Is there a Radiologic Technology Program at Mass General?

No. Massachusetts General Hospital does not have a Radiologic Technology Program. However, the Department of Radiology is a clinical training site for affiliated colleges, including: 

  • Bunker Hill Community College
    Radiography Program
    250 New Rutherford Avenue
    Boston, MA 02129-2925
    Program Director: Donna M. Misrati
    Phone: 617-228-2197
    Class Capacity: 36
    Length: 22 months
    Award/Degree: Associates in Science
  • Regis College
    Radiography Program, Lawrence Memorial Hospital 
    170 Governors Avenue
    Medford, MA 02155
    Program Director: Colin McGibbon
    Phone: 781-306-6753
    Class Capacity: 17
    Length: 2 years
    Award/Degree: Associates in Science
  • Roxbury Community College
    Radiologic Technology Program (application [PDF])
    Address: 1234 Columbus Ave
    Boston, MA. 02120, Program Director: Gary L’Abbe
    Phone: 857-701-1643
    Class Capacity: 15
    Length: 2 years
    Award/Degree: Associates in Science
How long will it take to complete my training to become a radiologic technologist?

Most community colleges have two-year programs, which require full-time day attendance. Some colleges have three-year part-time evening programs. Also, there are four-year Bachelor of Science programs.

Two-year Associate of Science degree programs:

Four-year Bachelor of Science degree programs:
What is the ARRT?

The American Registry of Radiological Technologists is the national organization that determines what competencies are required to become a registered technologist, radiographer RT(R).

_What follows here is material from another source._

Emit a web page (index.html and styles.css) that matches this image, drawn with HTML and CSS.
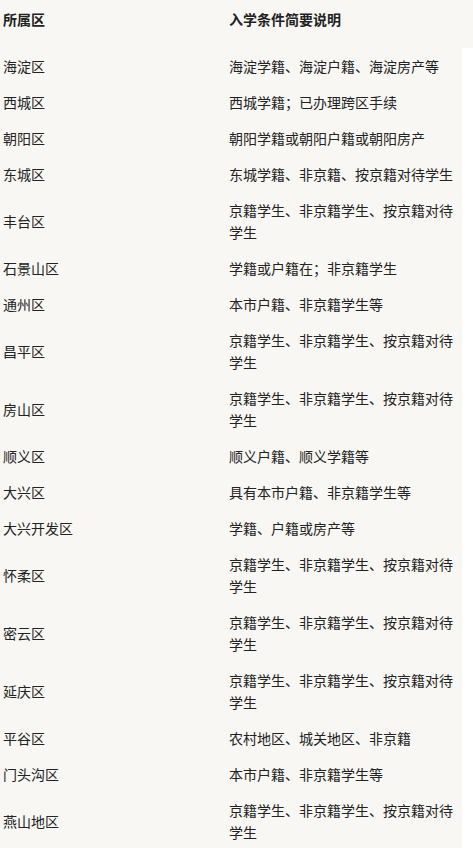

The ARRT administers a standardized, primary exam (ARRT Registry) for eligible students who must satisfactorily complete a Radiologic Technology Program accredited by the Joint Review Committee on Education in Radiologic Technology (JRCERT). Students must pass the ARRT Registry exam in order to be employed as a radiologic technologist.

The ARRT administers secondary certification exams for additional imaging modalities: CT, MRI, vascular interventional radiography and mammography.

Are there any physical requirements for the job?

Yes. As a technologist, you are required to lift and slide patients of varying weights. In extreme cases, patients who need to be lifted could be comatose or morbidly obese. This is a physically active job where technologists are standing or walking most of the day and are responsible to move large pieces of radiography equipment. 

Do I have to be a radiologic technologist to become a CT or MRI technologist?

Yes, you must be either a radiologic technologist or a nuclear medicine technologist to become a CT technologist. Only registered technologists, radiographers RT(R)s and nuclear medicine technologists (NM)s are eligible to take the ARRT CT post-certification exam. 

Typically, eligible radiologic technologists take the ARRT MRI as a secondary certification exam to become an MRI technologist. However, the ARRT also offers a primary certification for MRI to include students who are not radiologic technologists. Please see the ARRT website for specific criteria. 

Are scholarships available?

Yes. Scholarships are available through Mass General Brigham. Once you are enrolled in a Radiologic Technology Program, scholarships are also available through the Massachusetts Society of Radiologic Technologists (MSRT) and the American Society of Radiologic Technologists (ASRT).

What is the job availability for a radiologic technologist and what is the starting pay?

For detailed up-to-date information about job availability in your area, go to the Bureau of Labor Statistics' Occupational Outlook Handbook to learn about job availability and pay scale.